The precocious one was six months past turning three, well into reading and driving us crazy by spelling instead of talking. He’d been doing this since he was two, so our spelling skills had quite improved. We figured we didn’t need to practice much longer, but he saw things differently.

“S-T-O-P What’s that spell?” he would say, while I was driving.

“You already know.”

“What’s that spell?”

“You already know.”

“What’s that spell?”

“STOP ALREADY!”

“How do you spell already?”

I’d come home to find LIQUOR and PRESCRIPTIONS written in magnetic letters again and know that they’d been to the store.

Lately my child had learned to outsmart me. That day I drove straight from home through a forest preserve, purposefully taking a route without signs for him to see. He was blissfully quite for almost ten minutes. Then he threw a new one at me.

“E-E-F-F-O-C. What’s that spell, Mom?” If only you heard how sweetly he asked.
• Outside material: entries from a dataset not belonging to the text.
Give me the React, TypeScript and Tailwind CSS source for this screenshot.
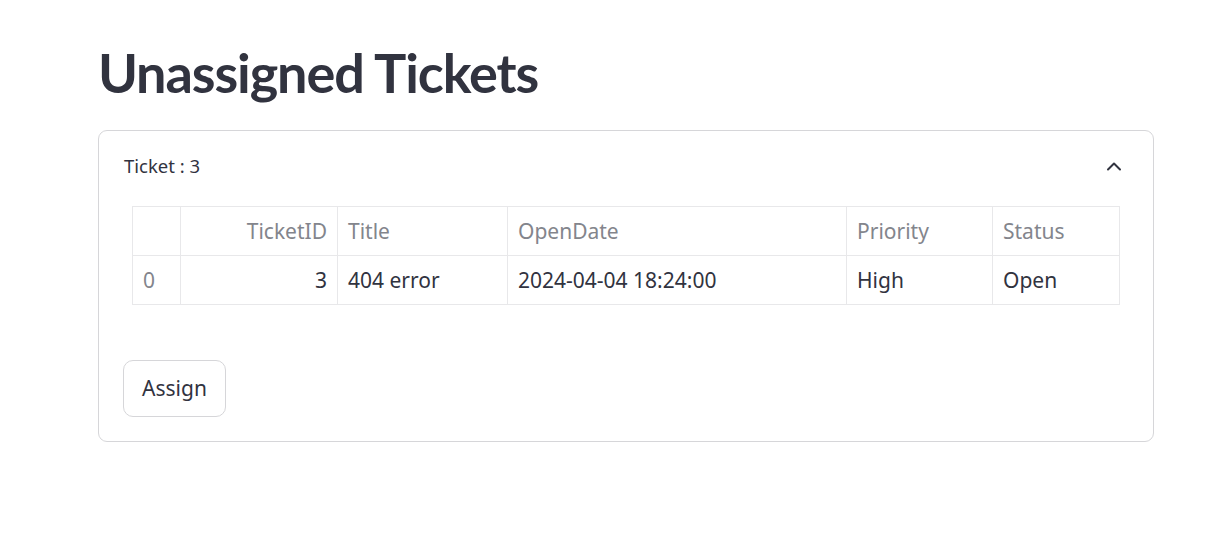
import React from "react";

const cols = [
  { name: "", w: 48, align: "left" },
  { name: "TicketID", w: 157, align: "right" },
  { name: "Title", w: 170, align: "left" },
  { name: "OpenDate", w: 339, align: "left" },
  { name: "Priority", w: 146, align: "left" },
  { name: "Status", w: 127, align: "left" },
];

const row = ["0", "3", "404 error", "2024-04-04 18:24:00", "High", "Open"];

export default function App() {
  return (
    <div
      className="min-h-[549px] w-full bg-white text-[#31333f]"
      style={{ fontFamily: '"Noto Sans", sans-serif' }}
    >
      <div className="pl-[98px] pt-[40px]">
        <h1
          className="text-[54px] leading-[66px] font-bold tracking-[-1.1px] text-[#31333f]"
          style={{ fontFamily: 'Lato, "Noto Sans", sans-serif' }}
        >
          Unassigned Tickets
        </h1>
        <div className="mt-[24px] w-[1056px] rounded-[9px] border border-[#d6d6d9]">
          <div className="flex h-[70px] items-center justify-between pl-[25px] pr-[31px]">
            <span className="text-[18.5px] text-[#31333f]">Ticket : 3</span>
            <svg width="16" height="10" viewBox="0 0 16 10" fill="none">
              <path
                d="M2 8.5 L8 2.5 L14 8.5"
                stroke="#31333f"
                strokeWidth="2"
                strokeLinecap="round"
                strokeLinejoin="round"
              />
            </svg>
          </div>
          <div className="px-[24px] pt-[5px] pb-[24px]">
            <div className="px-[9px]">
              <table className="border-collapse text-[21px]" style={{ tableLayout: "fixed", width: 987 }}>
                <colgroup>
                  {cols.map((c, i) => (
                    <col key={i} style={{ width: c.w }} />
                  ))}
                </colgroup>
                <thead>
                  <tr>
                    {cols.map((c, i) => (
                      <th
                        key={i}
                        className={`h-[49px] border border-[#e8e8ea] px-[10px] pt-[2px] font-normal text-[#83858c] align-middle ${
                          c.align === "right" ? "text-right" : "text-left"
                        }`}
                      >
                        {c.name}
                      </th>
                    ))}
                  </tr>
                </thead>
                <tbody>
                  <tr>
                    {row.map((v, i) => (
                      <td
                        key={i}
                        className={`h-[49px] border border-[#e8e8ea] px-[10px] pt-[2px] align-middle ${
                          i === 0 ? "text-[#83858c]" : "text-[#31333f]"
                        } ${cols[i].align === "right" ? "text-right" : "text-left"}`}
                      >
                        {v}
                      </td>
                    ))}
                  </tr>
                </tbody>
              </table>
            </div>
            <button className="mt-[55px] flex h-[57px] w-[103px] items-center justify-center rounded-[10px] border border-[#d6d6d9] bg-white text-[21px] text-[#31333f]">
              Assign
            </button>
          </div>
        </div>
      </div>
    </div>
  );
}
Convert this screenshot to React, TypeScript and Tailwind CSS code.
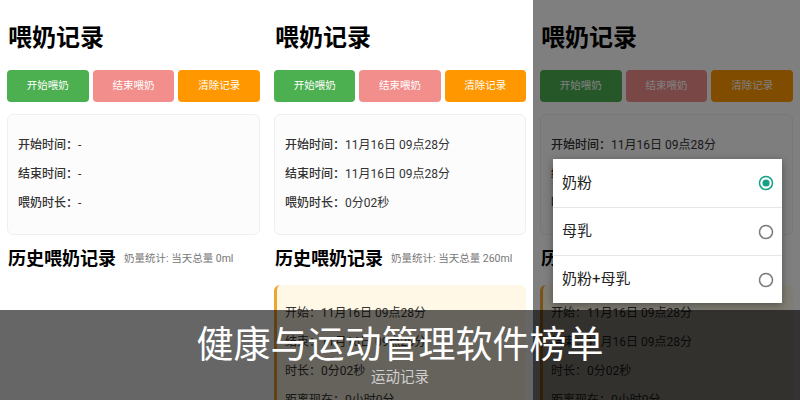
import React from "react";

interface Info {
  start: string;
  end: string;
  duration: string;
}

interface Props {
  info: Info;
  total: string;
  history: boolean;
}

const font = { fontFamily: 'Roboto, "Noto Sans CJK SC", "Noto Sans", sans-serif' };

const Screen: React.FC<Props> = ({ info, total, history }) => {
  return (
    <div className="h-[400px] overflow-hidden bg-white px-[7px] pt-[22px]">
      <h1 className="pl-px text-[24px] font-bold leading-[32px] text-black">喂奶记录</h1>
      <div className="mt-4 grid grid-cols-3 gap-[4px]">
        <div className="flex h-[32px] items-center justify-center rounded-[4px] bg-[#4caf50] text-[10.5px] text-white">
          开始喂奶
        </div>
        <div className="flex h-[32px] items-center justify-center rounded-[4px] bg-[#f28e8b] text-[10.5px] text-white">
          结束喂奶
        </div>
        <div className="flex h-[32px] items-center justify-center rounded-[4px] bg-[#ff9800] text-[10.5px] text-white">
          清除记录
        </div>
      </div>
      <div className="mt-3 rounded-[6px] border border-[#efefef] bg-[#fcfcfc] px-[10px] py-4 text-[12px] leading-[29px] text-[#333]">
        <div>
          <span className="font-medium">开始时间：</span>
          {info.start}
        </div>
        <div>
          <span className="font-medium">结束时间：</span>
          {info.end}
        </div>
        <div>
          <span className="font-medium">喂奶时长：</span>
          {info.duration}
        </div>
      </div>
      <div className="mt-[12px] flex items-center gap-2 pl-px">
        <h2 className="text-[18px] font-bold leading-[24px] text-black">历史喂奶记录</h2>
        <span className="text-[10.5px] text-[#777]">奶量统计: 当天总量 {total}</span>
      </div>
      {history && (
        <div className="mt-[14px] rounded-[6px] border-l-[3px] border-[#f0a52c] bg-[#fff8e6] pl-[8px] pt-[14px] text-[12px] leading-[29px] text-[#333]">
          <div>开始：11月16日 09点28分</div>
          <div>结束：11月16日 09点28分</div>
          <div>时长：0分02秒</div>
          <div>距离现在：0小时0分</div>
        </div>
      )}
    </div>
  );
};

const Radio: React.FC<{ checked?: boolean }> = ({ checked }) => (
  <svg width="16" height="16" viewBox="0 0 16 16">
    <circle
      cx="8"
      cy="8"
      r="6.5"
      fill="none"
      stroke={checked ? "#16a085" : "#7a7a7a"}
      strokeWidth="1.5"
    />
    {checked && <circle cx="8" cy="8" r="3.6" fill="#16a085" />}
  </svg>
);

const done: Info = {
  start: "11月16日 09点28分",
  end: "11月16日 09点28分",
  duration: "0分02秒",
};

export default function App() {
  const options = ["奶粉", "母乳", "奶粉+母乳"];
  return (
    <div className="relative h-[400px] w-[800px] overflow-hidden bg-white" style={font}>
      <div className="grid grid-cols-[267px_266px_267px]">
        <Screen info={{ start: "-", end: "-", duration: "-" }} total="0ml" history={false} />
        <Screen info={done} total="260ml" history />
        <div className="relative">
          <Screen info={done} total="260ml" history />
          <div className="absolute inset-0 bg-black/50" />
          <div className="absolute left-[20px] top-[159px] w-[229px] bg-white shadow-[0_2px_8px_rgba(0,0,0,0.35)]">
            {options.map((o, i) => (
              <div
                key={o}
                className={
                  "flex h-[48px] items-center justify-between pl-[9px] pr-[8px] text-[15px] text-[#222] " +
                  (i > 0 ? "border-t border-[#e6e6e6]" : "")
                }
              >
                <span>{o}</span>
                <Radio checked={i === 0} />
              </div>
            ))}
          </div>
        </div>
      </div>
      <div className="absolute bottom-0 left-0 right-0 h-[90px] bg-black/60 pt-[16px] text-center">
        <div className="text-[37px] leading-[40px] text-white">健康与运动管理软件榜单</div>
        <div className="mt-[2px] text-[14.5px] leading-[20px] text-[#d0d0d0]">运动记录</div>
      </div>
    </div>
  );
}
Slightly surprised, I said, “Honey, I’m afraid, it doesn’t spell anything.”

“It’s coffee backwards,” he said unemotionally.

Where did that come from? Remember he was only six months past three.

Later that night or some night about then, his father the one who was about . . . forty-three sat us down to a dinner he had invested a great deal of himself in preparing. It was a spectacular chicken Napaleon feast. It took hours of preparation, and there was much fanfare to it. His anticipation made me a little uneasy. After all, it is Nerd Family on TV.

One thing about three-year-olds is that today they’ll eat any thing. Tomorrow you can offer the very same thing, and they won’t go anywhere near it. Our son had a signal for when he was in the latter mood. He would fill up on milk and ignore his food. That’s exactly what he did to his dad’s highly-prepared meal. The young man of three, drank his milk. Looked at his plate. Looked at his father and with angelic politeness said,


“May I have more milk, please?”

“I think you need to eat first,” his father replied.

Our son politely shifted his position, turning his back to his father his face to me, ignoring his food and his father too. He said, “Mom how do you spell refrigerator? . . . chandelier? . . . calculator? . . . spoon?

I had no problem with the child not eating. Having grown up around kids and babysitting, I knew that there would be no starvation or malnutrition.

My husband is an only child. He was the chef. He is a man. This was not about finishing dinner. This was two boys in a power struggle. With each word that my son asked me to spell, his father’s face got redder, and redder, and redder, until my husband leaned forward and looked our child in the eye.

“Son,” he said slow and controlled, “How do you spell EAT?”

Keeping eye contact, our son’s sweet voice said, “M--I--L--K.”

I had to go into the hall, to laugh where they couldn’t see me.

Then I had an overwhelming thought.

If this is three, what is sixteen?

—me strauss Letting me be

27 comments:

Anonymous said...

LOL, the next 13 years of your life are going to be very interesting!

Btw, if you can get Nerd Family on TV to air, I know I'd watch - that scene between the child and his dad is bound to be a winner :)

Anonymous said...

I'm here again via Garnet's blog following the cool trail of "great posts." My daughter turned 16 recently. If I gave you a glimpse that far into the future? I'm sure you'd take it in stride,because we all can read in-between the lines at how adept you are: "Characters unite!" ,as you employ one of my coping techniques: String her upside down in the closet akin to "Mork" and I don't mean only when she is sleeping.... ;)
P.S. Thx for the memories of when she was younger.

Anonymous said...

Umm...Interesting. I wish I could watch :) What channel did you say it was on??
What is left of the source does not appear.